## To do
Select and reproduce each line of the listing below that bears the string "styles".

## Recorded information
##############################

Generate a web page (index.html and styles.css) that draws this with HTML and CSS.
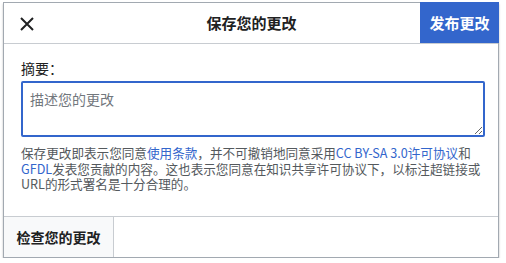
FILE: index.html
```html
<!DOCTYPE html>
<html lang="zh-CN">
<head>
  <meta charset="UTF-8">
  <title>保存您的更改</title>
  <link rel="stylesheet" href="styles.css">
</head>
<body>
  <div class="dialog">
    <!-- 顶栏 -->
    <div class="dialog-head">
      <button class="close-btn" aria-label="关闭">
        <svg width="14" height="14" viewBox="0 0 14 14">
          <path d="M1 1 L13 13 M13 1 L1 13" stroke="#202122" stroke-width="2" fill="none"/>
        </svg>
      </button>
      <h2 class="dialog-title">保存您的更改</h2>
      <button class="publish-btn">发布更改</button>
    </div>

    <!-- 摘要 -->
    <div class="dialog-body">
      <label class="summary-label" for="summary">摘要：</label>
      <textarea class="summary-input" id="summary" placeholder="描述您的更改"></textarea>
      <p class="license">保存更改即表示您同意<a href="#">使用条款</a>，并不可撤销地同意采用<a href="#">CC BY-SA 3.0许可协议</a>和<a href="#">GFDL</a>发表您贡献的内容。这也表示您同意在知识共享许可协议下，以标注超链接或URL的形式署名是十分合理的。</p>
    </div>

    <!-- 底栏 -->
    <div class="dialog-foot">
      <button class="review-btn">检查您的更改</button>
    </div>
  </div>
</body>
</html>
```

FILE: styles.css
```css
* {
  margin: 0;
  padding: 0;
  box-sizing: border-box;
}

body {
  font-family: 'Noto Sans CJK SC', 'Noto Sans', sans-serif;
  background-color: #fff;
  color: #202122;
  padding: 2px 0 0 3px;
}

.dialog {
  width: 496px;
  height: 256px;
  border: 1px solid #a2a9b1;
  background-color: #fff;
  box-shadow: 0 2px 2px rgba(0, 0, 0, 0.25);
  display: flex;
  flex-direction: column;
}

/* 顶栏 */
.dialog-head {
  display: flex;
  align-items: stretch;
  height: 41px;
  border-bottom: 1px solid #c8ccd1;
}

.close-btn {
  width: 46px;
  border: none;
  background: none;
  display: flex;
  align-items: center;
  justify-content: center;
  cursor: pointer;
  padding-top: 1px;
}

.dialog-title {
  flex: 1;
  text-align: center;
  font-size: 15px;
  font-weight: bold;
  line-height: 40px;
  padding-left: 33px;
}

.publish-btn {
  width: 79px;
  margin-top: -1px;
  margin-right: -1px;
  border: none;
  background-color: #36c;
  color: #fff;
  font-family: inherit;
  font-size: 15px;
  font-weight: bold;
  cursor: pointer;
}

/* 摘要 */
.dialog-body {
  flex: 1;
  padding: 14px 13px 0 17px;
}

.summary-label {
  display: block;
  font-size: 14px;
  line-height: 20px;
}

.summary-input {
  display: block;
  width: 100%;
  height: 56px;
  margin-top: 3px;
  padding: 6px 7px;
  border: 2px solid #36c;
  border-radius: 2px;
  font-family: inherit;
  font-size: 14px;
  line-height: 20px;
  color: #202122;
  resize: vertical;
}

.summary-input::placeholder {
  color: #72777d;
}

.license {
  margin-top: 8px;
  font-size: 12.6px;
  line-height: 15.5px;
  color: #54595d;
}

.license a {
  color: #36c;
  text-decoration: none;
}

/* 底栏 */
.dialog-foot {
  height: 41px;
  border-top: 1px solid #c8ccd1;
  display: flex;
}

.review-btn {
  width: 110px;
  border: none;
  border-right: 1px solid #c8ccd1;
  background-color: #f8f9fa;
  color: #202122;
  font-family: inherit;
  font-size: 14px;
  font-weight: bold;
  cursor: pointer;
}
```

##############################

## Solution to this exercise
Generate a web page (index.html and styles.css) that draws this with HTML and CSS.
  <link rel="stylesheet" href="styles.css">
FILE: styles.css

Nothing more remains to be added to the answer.